== Aim of the exercise ==
Using the data below, tally the lines that include the string "components". Only the number is wanted.

═════ Source material ═════

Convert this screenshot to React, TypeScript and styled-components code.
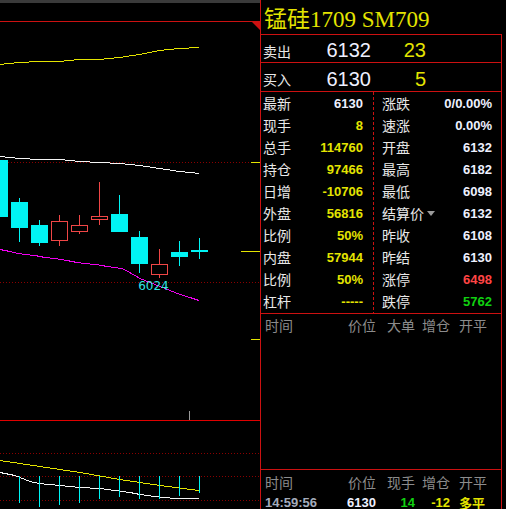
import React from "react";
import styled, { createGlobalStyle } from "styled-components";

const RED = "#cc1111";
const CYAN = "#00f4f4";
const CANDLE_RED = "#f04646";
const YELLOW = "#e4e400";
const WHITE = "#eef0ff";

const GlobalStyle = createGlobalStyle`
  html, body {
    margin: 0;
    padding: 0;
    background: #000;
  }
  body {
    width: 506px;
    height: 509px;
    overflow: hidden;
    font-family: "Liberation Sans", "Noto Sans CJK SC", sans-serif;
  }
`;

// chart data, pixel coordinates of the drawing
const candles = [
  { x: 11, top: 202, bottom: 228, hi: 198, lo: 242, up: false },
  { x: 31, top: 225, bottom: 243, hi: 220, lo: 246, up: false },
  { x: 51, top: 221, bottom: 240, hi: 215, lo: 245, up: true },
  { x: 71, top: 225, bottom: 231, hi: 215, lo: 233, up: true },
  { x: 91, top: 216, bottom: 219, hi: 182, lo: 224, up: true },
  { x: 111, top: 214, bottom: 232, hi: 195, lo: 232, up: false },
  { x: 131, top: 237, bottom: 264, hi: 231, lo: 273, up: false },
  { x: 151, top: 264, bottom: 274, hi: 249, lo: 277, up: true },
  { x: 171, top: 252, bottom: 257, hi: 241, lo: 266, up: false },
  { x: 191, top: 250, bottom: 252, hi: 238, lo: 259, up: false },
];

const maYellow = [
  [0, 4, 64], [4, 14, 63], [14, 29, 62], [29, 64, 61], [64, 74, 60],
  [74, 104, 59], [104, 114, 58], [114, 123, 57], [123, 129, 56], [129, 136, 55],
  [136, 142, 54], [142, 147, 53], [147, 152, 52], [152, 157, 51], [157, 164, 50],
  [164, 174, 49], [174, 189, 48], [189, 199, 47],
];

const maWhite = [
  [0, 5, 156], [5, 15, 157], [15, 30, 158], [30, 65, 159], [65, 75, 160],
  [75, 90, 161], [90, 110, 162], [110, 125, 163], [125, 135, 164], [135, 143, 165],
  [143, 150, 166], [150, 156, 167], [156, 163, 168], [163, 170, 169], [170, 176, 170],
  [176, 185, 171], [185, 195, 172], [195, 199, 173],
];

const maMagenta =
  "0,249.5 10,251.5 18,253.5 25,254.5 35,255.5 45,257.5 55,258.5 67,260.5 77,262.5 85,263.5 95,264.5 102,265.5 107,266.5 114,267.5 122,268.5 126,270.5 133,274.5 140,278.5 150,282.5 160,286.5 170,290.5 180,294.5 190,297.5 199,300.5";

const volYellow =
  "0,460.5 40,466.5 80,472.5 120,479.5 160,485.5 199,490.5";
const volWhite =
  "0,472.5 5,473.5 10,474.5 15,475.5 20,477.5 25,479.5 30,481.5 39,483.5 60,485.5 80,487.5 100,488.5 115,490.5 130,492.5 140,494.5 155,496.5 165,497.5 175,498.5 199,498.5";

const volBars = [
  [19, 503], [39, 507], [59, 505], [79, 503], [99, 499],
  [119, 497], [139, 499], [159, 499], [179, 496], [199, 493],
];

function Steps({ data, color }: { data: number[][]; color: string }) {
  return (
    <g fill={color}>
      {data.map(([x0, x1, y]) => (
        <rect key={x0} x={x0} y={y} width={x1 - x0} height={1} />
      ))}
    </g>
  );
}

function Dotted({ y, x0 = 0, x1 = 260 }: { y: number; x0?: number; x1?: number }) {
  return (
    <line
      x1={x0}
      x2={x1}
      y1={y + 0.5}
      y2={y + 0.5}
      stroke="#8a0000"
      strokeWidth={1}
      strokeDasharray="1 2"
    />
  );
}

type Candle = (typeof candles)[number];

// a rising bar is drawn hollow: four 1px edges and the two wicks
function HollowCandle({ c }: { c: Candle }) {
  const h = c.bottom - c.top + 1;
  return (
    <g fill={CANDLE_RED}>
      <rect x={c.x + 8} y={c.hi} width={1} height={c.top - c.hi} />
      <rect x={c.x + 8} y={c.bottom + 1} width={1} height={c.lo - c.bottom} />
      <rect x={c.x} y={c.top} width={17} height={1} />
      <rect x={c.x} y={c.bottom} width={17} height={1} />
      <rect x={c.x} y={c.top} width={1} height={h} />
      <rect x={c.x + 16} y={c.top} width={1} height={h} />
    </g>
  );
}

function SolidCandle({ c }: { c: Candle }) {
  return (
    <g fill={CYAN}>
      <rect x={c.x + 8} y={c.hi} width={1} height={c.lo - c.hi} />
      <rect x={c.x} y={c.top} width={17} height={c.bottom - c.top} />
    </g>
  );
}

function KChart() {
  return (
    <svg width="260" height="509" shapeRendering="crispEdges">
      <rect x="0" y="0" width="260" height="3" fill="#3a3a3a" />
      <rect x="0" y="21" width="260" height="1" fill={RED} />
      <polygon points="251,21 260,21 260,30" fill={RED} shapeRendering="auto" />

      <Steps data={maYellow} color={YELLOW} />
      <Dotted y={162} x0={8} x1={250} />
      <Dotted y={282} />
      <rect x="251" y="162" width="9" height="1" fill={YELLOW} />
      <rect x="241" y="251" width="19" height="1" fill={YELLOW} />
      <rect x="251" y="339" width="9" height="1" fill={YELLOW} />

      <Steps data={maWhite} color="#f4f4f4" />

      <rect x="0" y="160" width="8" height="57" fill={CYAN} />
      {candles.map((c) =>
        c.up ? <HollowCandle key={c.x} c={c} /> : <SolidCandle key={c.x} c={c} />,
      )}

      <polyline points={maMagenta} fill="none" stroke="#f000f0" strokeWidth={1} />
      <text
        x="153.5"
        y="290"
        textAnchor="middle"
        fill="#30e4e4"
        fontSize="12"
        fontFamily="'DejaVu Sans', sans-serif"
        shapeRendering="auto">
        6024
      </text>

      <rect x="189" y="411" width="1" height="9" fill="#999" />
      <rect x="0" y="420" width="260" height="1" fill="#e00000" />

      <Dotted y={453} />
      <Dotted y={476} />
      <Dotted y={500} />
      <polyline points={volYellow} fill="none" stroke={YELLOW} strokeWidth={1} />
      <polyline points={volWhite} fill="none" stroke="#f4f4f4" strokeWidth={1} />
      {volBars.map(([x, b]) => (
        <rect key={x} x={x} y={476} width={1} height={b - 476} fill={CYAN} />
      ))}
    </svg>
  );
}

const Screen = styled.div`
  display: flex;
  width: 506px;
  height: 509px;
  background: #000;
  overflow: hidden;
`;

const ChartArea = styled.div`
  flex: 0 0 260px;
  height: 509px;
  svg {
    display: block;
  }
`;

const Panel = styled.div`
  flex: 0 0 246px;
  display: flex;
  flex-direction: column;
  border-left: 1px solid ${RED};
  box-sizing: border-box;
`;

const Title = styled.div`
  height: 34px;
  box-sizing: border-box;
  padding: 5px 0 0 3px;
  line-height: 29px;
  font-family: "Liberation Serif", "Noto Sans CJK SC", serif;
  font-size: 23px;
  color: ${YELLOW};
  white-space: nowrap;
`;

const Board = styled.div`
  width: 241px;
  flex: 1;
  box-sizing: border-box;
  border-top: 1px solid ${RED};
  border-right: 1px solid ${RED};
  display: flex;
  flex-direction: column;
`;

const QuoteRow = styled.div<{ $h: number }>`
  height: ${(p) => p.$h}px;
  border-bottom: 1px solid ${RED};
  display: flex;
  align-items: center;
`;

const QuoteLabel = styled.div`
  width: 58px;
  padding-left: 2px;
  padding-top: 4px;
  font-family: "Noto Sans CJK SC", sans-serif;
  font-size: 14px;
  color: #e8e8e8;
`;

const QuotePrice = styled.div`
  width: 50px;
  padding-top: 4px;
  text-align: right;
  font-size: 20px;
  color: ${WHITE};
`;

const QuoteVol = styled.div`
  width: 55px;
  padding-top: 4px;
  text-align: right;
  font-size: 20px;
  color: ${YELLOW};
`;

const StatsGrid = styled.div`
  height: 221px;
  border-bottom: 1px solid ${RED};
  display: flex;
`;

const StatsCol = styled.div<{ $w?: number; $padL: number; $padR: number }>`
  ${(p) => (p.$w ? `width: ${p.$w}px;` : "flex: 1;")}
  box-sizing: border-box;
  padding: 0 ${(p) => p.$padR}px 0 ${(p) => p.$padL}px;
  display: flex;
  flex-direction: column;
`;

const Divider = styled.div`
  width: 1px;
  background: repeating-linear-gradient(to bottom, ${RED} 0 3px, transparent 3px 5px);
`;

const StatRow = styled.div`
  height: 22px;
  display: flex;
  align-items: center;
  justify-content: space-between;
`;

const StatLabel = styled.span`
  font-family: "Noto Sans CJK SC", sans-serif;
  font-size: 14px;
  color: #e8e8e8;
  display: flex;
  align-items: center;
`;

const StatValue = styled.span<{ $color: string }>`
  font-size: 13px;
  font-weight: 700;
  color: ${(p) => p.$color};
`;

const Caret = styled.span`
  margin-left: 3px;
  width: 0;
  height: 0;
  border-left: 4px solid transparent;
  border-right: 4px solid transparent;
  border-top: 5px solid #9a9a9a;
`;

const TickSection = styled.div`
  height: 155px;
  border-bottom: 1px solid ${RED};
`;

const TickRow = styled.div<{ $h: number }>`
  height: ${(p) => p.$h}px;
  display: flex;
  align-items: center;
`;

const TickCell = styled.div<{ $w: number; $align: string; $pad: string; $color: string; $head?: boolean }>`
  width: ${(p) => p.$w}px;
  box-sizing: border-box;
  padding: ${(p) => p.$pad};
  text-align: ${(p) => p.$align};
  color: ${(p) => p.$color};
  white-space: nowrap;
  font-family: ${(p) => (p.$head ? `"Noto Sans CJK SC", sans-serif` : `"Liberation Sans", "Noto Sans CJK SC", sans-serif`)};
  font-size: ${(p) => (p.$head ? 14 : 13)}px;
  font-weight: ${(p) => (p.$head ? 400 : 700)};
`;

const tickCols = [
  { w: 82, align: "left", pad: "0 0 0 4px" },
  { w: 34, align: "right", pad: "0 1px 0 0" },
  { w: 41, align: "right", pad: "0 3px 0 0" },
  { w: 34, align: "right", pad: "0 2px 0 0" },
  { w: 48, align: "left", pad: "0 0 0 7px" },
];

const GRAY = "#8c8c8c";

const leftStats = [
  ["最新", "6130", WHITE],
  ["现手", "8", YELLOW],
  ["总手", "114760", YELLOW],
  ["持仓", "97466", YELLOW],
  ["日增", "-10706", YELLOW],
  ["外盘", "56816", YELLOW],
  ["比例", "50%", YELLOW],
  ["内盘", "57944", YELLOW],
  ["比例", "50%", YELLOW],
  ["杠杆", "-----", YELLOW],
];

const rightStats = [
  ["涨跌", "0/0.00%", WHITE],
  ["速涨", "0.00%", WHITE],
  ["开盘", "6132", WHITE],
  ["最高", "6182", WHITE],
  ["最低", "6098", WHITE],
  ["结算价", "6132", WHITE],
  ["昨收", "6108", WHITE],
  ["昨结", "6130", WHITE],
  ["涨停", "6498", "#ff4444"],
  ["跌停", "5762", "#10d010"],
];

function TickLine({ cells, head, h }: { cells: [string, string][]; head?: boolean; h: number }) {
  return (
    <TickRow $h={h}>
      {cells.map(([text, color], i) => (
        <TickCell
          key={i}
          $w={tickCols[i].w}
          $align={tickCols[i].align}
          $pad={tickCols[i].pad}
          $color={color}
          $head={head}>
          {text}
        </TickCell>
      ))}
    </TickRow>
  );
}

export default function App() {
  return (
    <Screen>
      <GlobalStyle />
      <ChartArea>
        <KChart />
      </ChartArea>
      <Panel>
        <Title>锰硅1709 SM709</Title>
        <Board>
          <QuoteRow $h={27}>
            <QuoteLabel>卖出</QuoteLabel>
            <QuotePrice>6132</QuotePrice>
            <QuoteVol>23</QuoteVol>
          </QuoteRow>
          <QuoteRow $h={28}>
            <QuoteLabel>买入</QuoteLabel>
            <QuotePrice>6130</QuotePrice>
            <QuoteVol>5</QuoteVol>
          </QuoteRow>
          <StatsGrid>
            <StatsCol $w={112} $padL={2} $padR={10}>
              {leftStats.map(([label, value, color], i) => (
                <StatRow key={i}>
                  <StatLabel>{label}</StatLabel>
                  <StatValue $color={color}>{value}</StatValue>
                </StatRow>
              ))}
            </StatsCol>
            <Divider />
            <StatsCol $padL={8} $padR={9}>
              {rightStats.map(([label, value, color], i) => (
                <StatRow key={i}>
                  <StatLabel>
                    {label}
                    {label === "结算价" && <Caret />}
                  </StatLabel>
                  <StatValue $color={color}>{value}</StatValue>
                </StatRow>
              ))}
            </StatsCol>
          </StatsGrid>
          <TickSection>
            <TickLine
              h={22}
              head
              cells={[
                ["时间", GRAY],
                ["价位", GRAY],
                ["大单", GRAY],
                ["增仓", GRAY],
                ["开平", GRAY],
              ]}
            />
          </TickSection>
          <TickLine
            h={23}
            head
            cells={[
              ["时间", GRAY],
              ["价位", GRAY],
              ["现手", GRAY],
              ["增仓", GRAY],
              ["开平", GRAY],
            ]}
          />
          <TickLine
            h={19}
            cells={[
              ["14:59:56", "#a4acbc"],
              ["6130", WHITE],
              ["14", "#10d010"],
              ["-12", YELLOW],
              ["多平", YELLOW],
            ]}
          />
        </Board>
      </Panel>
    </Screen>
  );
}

═════

== The reply ==
2